Under such a dynamic system, two kinds of hypersurface rotations are possible i.e. rotation about the axis lying across its surface (time-like rotation) and about the axis normal to it (space-like rotation). The former rotation determines the direction of dynamical time (Figure-1A) that we experience as a passage of time, a feeling that time is running, while the latter rotation may turn around the whole universe and spin all objects within (Figure-1B).

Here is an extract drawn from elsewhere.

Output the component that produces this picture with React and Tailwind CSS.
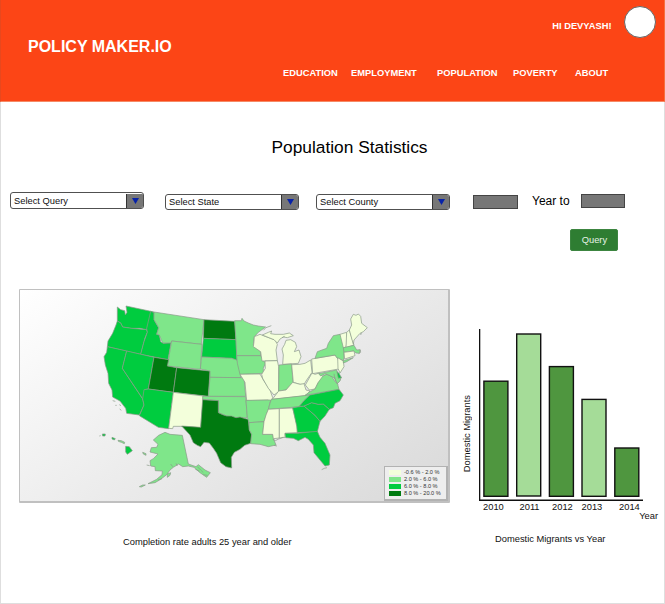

But the turning around of the whole universe requires a very specific condition. It may happen only if there is an excess of clockwise or counter-clockwise rotation of the two energy (Dirac and anti-Dirac) seas. The entire universe would have a net angular momentum and have, therefore, a preferred right or left "handedness". This means that the mirror symmetry ("parity") of the whole universe is violated on the largest scales. Otherwise, the parity is preserved and the whole universe is not rotating. But even in this case, the local objects (subatomic and atomic particles, planets, solar systems, galaxies, super-galaxies, etc.) may spin as far as their left and right-handed rotations are in par. 

This ambiguity as of whether the whole universe is rotating or not could be solved only by direct astronomical observations. The recent study done by Professor Michael Longo and his team a) at the University of Michigan over 15,000 galaxies in the northern hemisphere indicates that above the plane of Milky Way, spiral galaxies which are spinning in a counterclockwise are seven percent more than those spinning clockwise.

A separate study done over around 8300 spiral galaxies in the southern galactic hemisphere indicates that below the galactic plane, on the contrary, spiral galaxies whirling in a clockwise direction are more than that of counterclockwise. The discovery of an excess of counter-clockwise rotating spiral galaxies in the part of the sky toward the northern hemisphere and the opposite toward the southern hemisphere indicates that the universe has not to mirror symmetry. The survey coverage, however, extended out to only 5 percent of the distance to the farthest observed galaxies (around 600 million light-years from Earth).

The small excess which is calculated at about 7 percent within the region extending not even one per mil of the total volume of the visible universe may be only local inhomogeneity of much larger universe which might be more homogeneous and isotropic.  Our intuition tells us that it should be most likely the case b).








However, as we experience the passage of time in our daily life, the time-like rotation of the hypersurface that creates such feeling should be real. The excess of clockwise or counterclockwise rotations which makes this time-like rotation if does not occur universally at least regionally, for example, at the extreme sides of the universe. This may be the consequence of the Dirac and anti-Dirac seas' skew symmetry rather than mirror symmetry parity (Figure-2), which becomes more and more accentuated during the lifecycle of the rotation. And the same mechanism might also come about for the space-like rotation.




Notes:



a.  The result of the study is, of course, devoted to enhancing the Big Bang cosmology, but we can take advantage of it to support our Grand Relativity Theory. 

b.  However, in ordinary life, various phenomena violate parity in microscopic scales. Such phenomena, for example, may be observed in nuclear beta decays and amino acids which have a strong preference for left-handed, rather than right-handed.